--- BEGIN ---

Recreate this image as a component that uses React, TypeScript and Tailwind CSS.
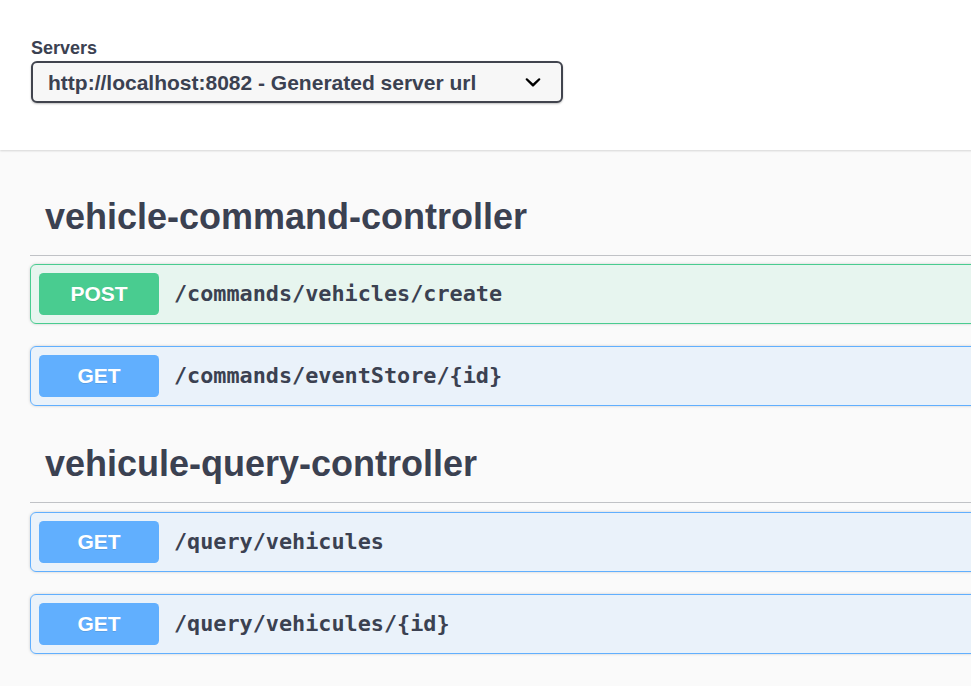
import React from 'react';

type Op = { method: 'POST' | 'GET'; path: string };

const SECTIONS: { name: string; ops: Op[] }[] = [
  {
    name: 'vehicle-command-controller',
    ops: [
      { method: 'POST', path: '/commands/vehicles/create' },
      { method: 'GET', path: '/commands/eventStore/{id}' },
    ],
  },
  {
    name: 'vehicule-query-controller',
    ops: [
      { method: 'GET', path: '/query/vehicules' },
      { method: 'GET', path: '/query/vehicules/{id}' },
    ],
  },
];

const OpRow: React.FC<{ op: Op }> = ({ op }) => {
  const isPost = op.method === 'POST';
  return (
    <div
      className={`mb-[22px] flex items-center rounded-[6px] border p-[8px] shadow-[0_0_3px_rgba(0,0,0,0.19)] ${
        isPost ? 'border-[#49cc90] bg-[#49cc90]/10' : 'border-[#61affe] bg-[#61affe]/10'
      }`}
    >
      <div
        className={`flex h-[42px] w-[120px] items-center justify-center rounded-[4.5px] text-[21px] font-bold text-white [text-shadow:0_1px_0_rgba(0,0,0,0.1)] ${
          isPost ? 'bg-[#49cc90]' : 'bg-[#61affe]'
        }`}
      >
        {op.method}
      </div>
      <span className="pl-[15px] font-['DejaVu_Sans_Mono',monospace] text-[21.8px] font-bold text-[#3b4151]">
        {op.path}
      </span>
    </div>
  );
};

export default function App() {
  return (
    <div className="h-screen w-full overflow-hidden bg-[#fafafa] font-['Liberation_Sans',Arial,sans-serif] text-[#3b4151]">
      <div className="w-[1500px]">
        {/* Servers */}
        <div className="relative h-[150px] bg-white pl-[31px] pt-[37px] shadow-[0_1px_2px_0_rgba(0,0,0,0.15)]">
          <div className="text-[18px] font-bold leading-[22px]">Servers</div>
          <div className="mt-[2px] flex h-[42px] w-[532px] items-center justify-between rounded-[6px] border-2 border-[#41444e] bg-[#f7f7f7] pl-[15px] pr-[12px] shadow-[0_1px_2px_0_rgba(0,0,0,0.25)]">
            <span className="text-[21px] font-bold leading-none">http://localhost:8082 - Generated server url</span>
            <svg width="32" height="32" viewBox="0 0 20 20" fill="#000">
              <path d="M13.418 7.859a.695.695 0 01.978 0 .68.68 0 010 .969l-3.908 3.83a.697.697 0 01-.979 0l-3.908-3.83a.68.68 0 010-.969.695.695 0 01.978 0L10 11z" />
            </svg>
          </div>
        </div>

        {/* Tag sections */}
        <div className="px-[30px]">
          {SECTIONS.map((s, i) => (
            <div key={s.name}>
              <h3
                className={`border-b border-[#3b4151]/30 pb-[17px] pl-[15px] pt-[13px] text-[36px] font-bold leading-[42px] ${
                  i === 0 ? 'mt-[33px] mb-[8px]' : 'mt-[24px] mb-[9px]'
                }`}
              >
                {s.name}
              </h3>
              {s.ops.map((op) => (
                <OpRow key={op.path} op={op} />
              ))}
            </div>
          ))}
        </div>
      </div>
    </div>
  );
}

--- END ---

> Given instruction
Without the pictures, return the listing above from its first line through the line that has "method: 'POST' |".

> Solution to this exercise
Recreate this image as a component that uses React, TypeScript and Tailwind CSS.
import React from 'react';

type Op = { method: 'POST' | 'GET'; path: string };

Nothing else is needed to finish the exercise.